- Active: 1944–1945
- Country: United States
- Branch: United States Army Air Forces
- Type: Wing
- Role: Bombardier training, Flight and Technical training
- Size: Unit
- Garrison/HQ: Walker Air Force Base
- Engagements: World War II World War II American Theater^{[citation needed]};

= 3030th AAF Base Unit =

The 3030th AAF Base Unit (Pilot School, Specialized Very Heavy) was a United States Army Air Forces training unit. It specialized in training the crews of Boeing B-29 Superfortress bombers, as well as pilot transition from twin-engine fighters to four-engine aircraft.

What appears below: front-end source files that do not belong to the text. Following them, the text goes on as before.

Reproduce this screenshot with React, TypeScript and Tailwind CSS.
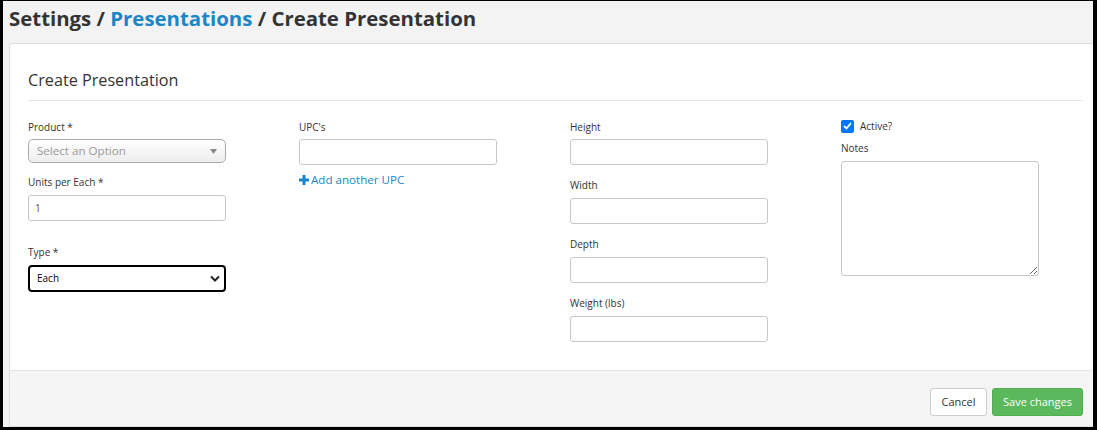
import React from "react";

const font = { fontFamily: '"Open Sans", "Liberation Sans", sans-serif' };

function Label({ children, className = "" }: { children: React.ReactNode; className?: string }) {
  return <div className={`text-[10px] leading-[14px] text-[#333] ${className}`}>{children}</div>;
}

function TextInput({ value = "", className = "" }: { value?: string; className?: string }) {
  return (
    <div className={`w-[198px] h-[26px] border border-[#c8c8c8] rounded-[3px] bg-white flex items-center px-[6px] text-[10px] text-[#555] ${className}`}>
      {value}
    </div>
  );
}

export default function App() {
  return (
    <div style={font} className="w-[1097px] h-[430px] bg-black pt-[1px] pl-[3px] pr-[4px] pb-[3px]">
      <div className="w-full h-full bg-[#f3f3f3] overflow-hidden flex flex-col">
        <div className="h-[42px] pl-[6px] flex items-start pt-[3px]">
          <div className="text-[20.4px] leading-[28px] font-bold text-[#333] whitespace-nowrap">
            Settings / <span className="text-[#1a86c8]">Presentations</span> / Create Presentation
          </div>
        </div>
        <div className="ml-[6px] w-[1093px] flex-1 bg-white border border-[#dcdcdc] rounded-t-[3px] flex flex-col">
          <div className="h-[326px] px-[18px] pt-[25px]">
            <div className="text-[16.2px] leading-[22px] text-[#333] pb-[9px] border-b border-[#e5e5e5]">
              Create Presentation
            </div>
            <div className="flex pt-[19px]">
              {/* col 1 */}
              <div className="w-[271px] shrink-0 flex flex-col">
                <Label className="text-[#6b3a22]">Product *</Label>
                <div className="mt-[5px] w-[198px] h-[24px] border border-[#aaa] rounded-[5px] bg-gradient-to-b from-white to-[#eeeeee] flex items-center justify-between px-[8px]">
                  <span className="text-[11.6px] text-[#999]">Select an Option</span>
                  <svg width="7" height="5" viewBox="0 0 7 5"><path d="M0 0 L7 0 L3.5 5 Z" fill="#888" /></svg>
                </div>
                <Label className="mt-[12px]">Units per Each *</Label>
                <TextInput value="1" className="mt-[6px]" />
                <Label className="mt-[24px] text-[#3a2a3a]">Type *</Label>
                <div className="mt-[6px] w-[198px] h-[27px] border-2 border-black rounded-[4px] bg-white flex items-center justify-between pl-[7px] pr-[4px]">
                  <span className="text-[10px] text-black">Each</span>
                  <svg width="10" height="7" viewBox="0 0 10 7"><path d="M1 1.5 L5 5.5 L9 1.5" stroke="#222" strokeWidth="2" fill="none" /></svg>
                </div>
              </div>
              {/* col 2 */}
              <div className="w-[271px] shrink-0 flex flex-col">
                <Label>UPC's</Label>
                <TextInput className="mt-[5px]" />
                <div className="mt-[7px] flex items-center gap-[2px] text-[11.6px] leading-[16px] text-[#1a86c8]">
                  <svg width="10" height="10" viewBox="0 0 10 10"><path d="M3.5 0h3v3.5H10v3H6.5V10h-3V6.5H0v-3h3.5z" fill="#1a86c8" /></svg>
                  <span>Add another UPC</span>
                </div>
              </div>
              {/* col 3 */}
              <div className="w-[271px] shrink-0 flex flex-col">
                <Label>Height</Label>
                <TextInput className="mt-[5px]" />
                <Label className="mt-[13px]">Width</Label>
                <TextInput className="mt-[6px]" />
                <Label className="mt-[13px]">Depth</Label>
                <TextInput className="mt-[6px]" />
                <Label className="mt-[13px]">Weight (lbs)</Label>
                <TextInput className="mt-[6px]" />
              </div>
              {/* col 4 */}
              <div className="w-[271px] shrink-0 flex flex-col -mt-[1px]">
                <div className="flex items-center gap-[6px]">
                  <div className="w-[13px] h-[13px] rounded-[2px] bg-[#0075ff] flex items-center justify-center">
                    <svg width="9" height="8" viewBox="0 0 9 8"><path d="M1 4 L3.5 6.5 L8 1" stroke="white" strokeWidth="1.8" fill="none" /></svg>
                  </div>
                  <Label>Active?</Label>
                </div>
                <Label className="mt-[8px]">Notes</Label>
                <textarea className="mt-[6px] w-[198px] h-[115px] border border-[#c8c8c8] rounded-[3px] bg-white outline-none" />
              </div>
            </div>
          </div>
          <div className="flex-1 bg-[#f5f5f5] border-t border-[#e5e5e5] flex items-start justify-end pr-[18px] pt-[17px] gap-[5px]">
            <div className="h-[28px] w-[57px] justify-center border border-[#ccc] rounded-[3px] bg-white flex items-center text-[11px] text-[#333]">
              Cancel
            </div>
            <div className="h-[28px] w-[91px] justify-center border border-[#4cae4c] rounded-[3px] bg-[#5cb85c] flex items-center text-[11px] text-white">
              Save changes
            </div>
          </div>
        </div>
      </div>
    </div>
  );
}
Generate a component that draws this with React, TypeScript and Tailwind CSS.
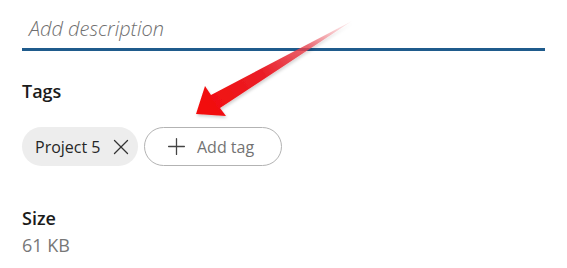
import { X, Plus } from "lucide-react";

function Arrow() {
  // red callout arrow pointing at the "Add tag" button
  return (
    <svg
      className="absolute left-0 top-0 pointer-events-none"
      width={567}
      height={268}
      viewBox="0 0 567 268"
    >
      <defs>
        <linearGradient id="arrowFill" x1="352" y1="21" x2="205" y2="108" gradientUnits="userSpaceOnUse">
          <stop offset="0" stopColor="#f6b0b6" stopOpacity="0.2" />
          <stop offset="0.3" stopColor="#e84450" stopOpacity="0.8" />
          <stop offset="0.6" stopColor="#ea1f28" />
          <stop offset="1" stopColor="#f20d0d" />
        </linearGradient>
        <filter id="arrowShadow" x="-20%" y="-20%" width="140%" height="140%">
          <feDropShadow dx="1" dy="2" stdDeviation="1.5" floodColor="#000" floodOpacity="0.18" />
        </filter>
      </defs>
      <polygon
        points="352,21 211,95 205,86 196,114 226,116 220,108"
        fill="url(#arrowFill)"
        filter="url(#arrowShadow)"
      />
    </svg>
  );
}

export default function App() {
  return (
    <div className="relative w-[567px] h-[268px] bg-white overflow-hidden font-['Open_Sans',sans-serif] text-[#1b1b1b]">
      <div className="px-[22px]">
        <div className="w-[523px] pt-[16px] pb-[6px] border-b-[3px] border-[#1f5b8c]">
          <div className="pl-[7px] text-[20px] leading-[26px] italic font-light text-[#6f6f6f]">Add description</div>
        </div>

        <h2 className="mt-[28px] text-[18px] leading-[24px] font-semibold">Tags</h2>

        <div className="mt-[24px] flex items-center gap-[6px]">
          <div className="h-[39px] w-[116px] pl-[13px] pr-[4px] flex items-center justify-between rounded-full bg-[#ededed]">
            <span className="text-[16px] text-[#262626]">Project 5</span>
            <X className="w-[26px] h-[26px] text-[#333]" strokeWidth={1.2} />
          </div>
          <button className="h-[39px] w-[138px] pl-[18px] flex items-center gap-[7px] rounded-full border border-[#b3b3b3] bg-white">
            <Plus className="w-[27px] h-[27px] text-[#444]" strokeWidth={1.15} />
            <span className="text-[16px] text-[#737373]">Add tag</span>
          </button>
        </div>

        <h2 className="mt-[41px] text-[18px] leading-[22px] font-semibold">Size</h2>
        <p className="mt-[4px] text-[18px] leading-[24px] text-[#777]">61 KB</p>
      </div>
      <Arrow />
    </div>
  );
}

It was one of the first established training schools of B-29s in the United States Military, and was essential in proving the effectiveness and versatility of the aircraft. The unit was formed on 30 April 1944, and was discontinued on 1 November 1945.

==Operational history==
The 3030th AAF Base Unit was formed on 30 April 1944, at Walker Air Force Base, as one of the first training schools of B-29 Superfortress bombers in the United States. When performing drills on the bombing target adjacent to the runway, the B-29 bombers used sand and flour bags as makeshift bombs, instead of actual ammunition. When actual rounds of ammunition or bombs needed to be used, the practice bombing and gunnery ranges due south of the air field, and on Matagorda Island, were used. Since some of the aircraft that the unit used were experimental or prototype B-29s, the 3030th AAF Base Unit lost many men in malfunctions of equipment on the aircraft. Plane crashes, although infrequent, happened a number of times throughout the unit's history.